Aging can dull our ability to navigate using spatial memory, the form of memory responsible for recording and recovering the information needed to remember the location of objects in our environment. Neurodegenerative disorders, such as dementia, similarly can cause deterioration of this ability.
In a new study, researchers from two labs at Switzerland’s EPFL have joined forces to combine non-invasive deep brain stimulation of the part of the brain responsible for spatial memory with virtual reality (VR) to improve navigation in healthy participants.
“By finding a way to improve spatial memory without surgery or medication, we are addressing a serious concern for a large and growing population – the elderly – as well as brain trauma patients and those affected by dementia,” said Friedhelm Hummel, head of the Hummel Lab and the study’s co-corresponding author.
Olaf Blanke’s Laboratory of Cognitive Neuroscience (LCNO) collaborated with the Hummel Lab – both are at EPFL’s Neuro X Institute – which meshed Hummel’s expertise in non-invasive brain stimulation with Blanke’s research into spatial navigation in VR environments. Together, they developed a unique neuro-technological setup.
Four electrodes were placed on the heads of healthy individuals to stimulate the brain’s hippocampus and the entorhinal complex, deep structures that are crucial to spatial memory. This technique, called transcranial temporal interference electric stimulation (tTIS), non-invasively sends pulses into the brain without causing discomfort to the patient. Then, VR goggles were fitted, and participants were asked to navigate through a series of virtual locations and remember key landmarks. This all took place inside a functional magnetic resonance imaging (fMRI) machine, which recorded brain activity in real time.
“When [electrical] stimulation was applied, we observed a clear improvement of the participants’ recall time – the time it took to start moving toward where they remember the object to be,” said Elena Beanato, Chair of Neuroengineering at the Neuro X Institute and the study’s co-leading author. “This leads us to believe that by stimulating the hippocampus, we temporarily increased brain plasticity, which, when combined with training in a virtual environment, leads to better spatial navigation.”

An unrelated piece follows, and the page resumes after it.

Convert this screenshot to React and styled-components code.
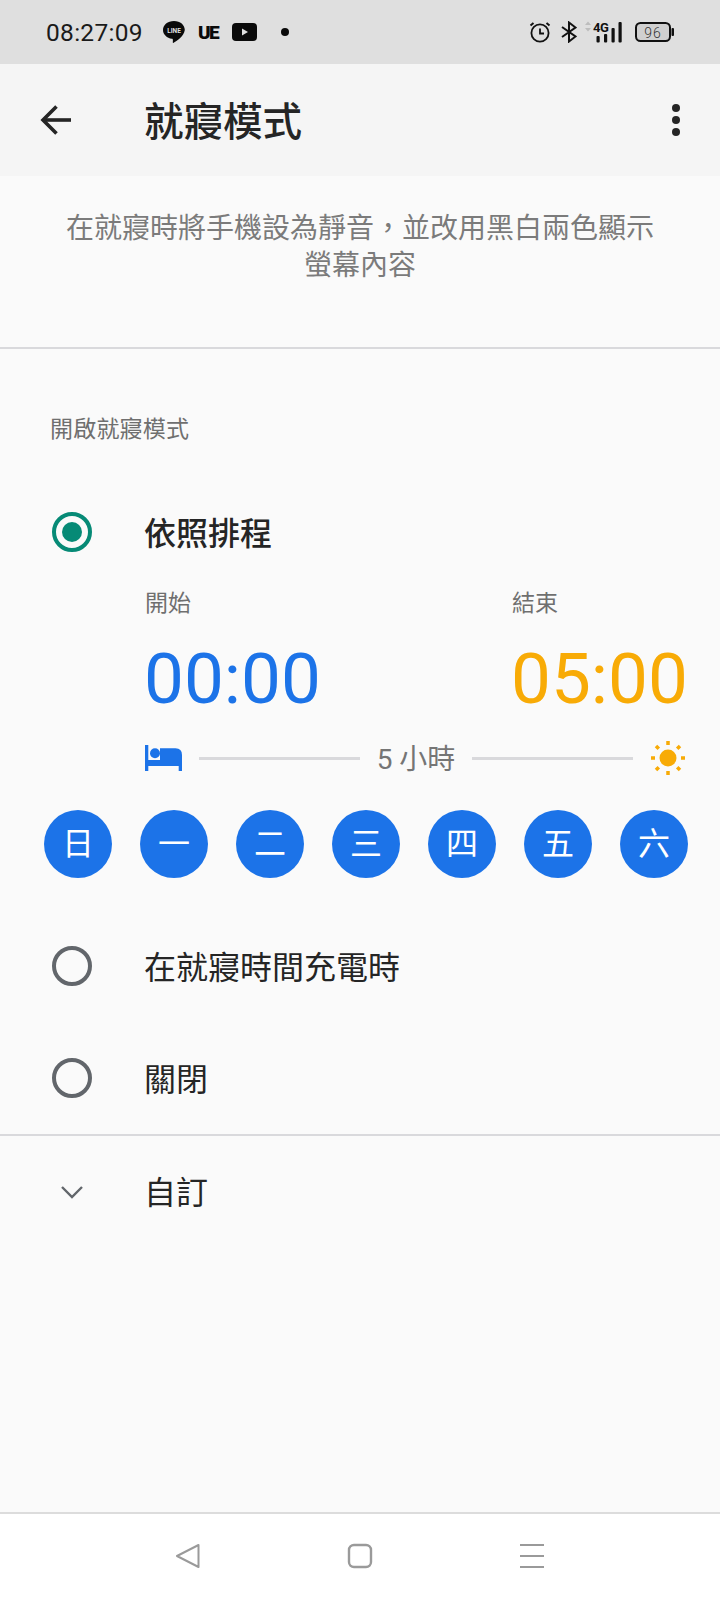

The researchers say their findings show that the approach has great promise as a non-invasive treatment for patients with cognitive impairment following a traumatic brain injury (TBI) or due to dementia.
“The alliance of tTIS, virtual reality, and fMRI offers a highly controlled and innovative approach to studying the brain’s response to stimulation and its impact on cognitive functions,” said Olaf Blanke, who was a co-corresponding author with Hummel. “In the long term, we envision using this approach to develop targeted therapies for patients suffering from cognitive impairments, offering a non-invasive way to enhance memory and spatial abilities.”
The study was published in the journal Science Advances.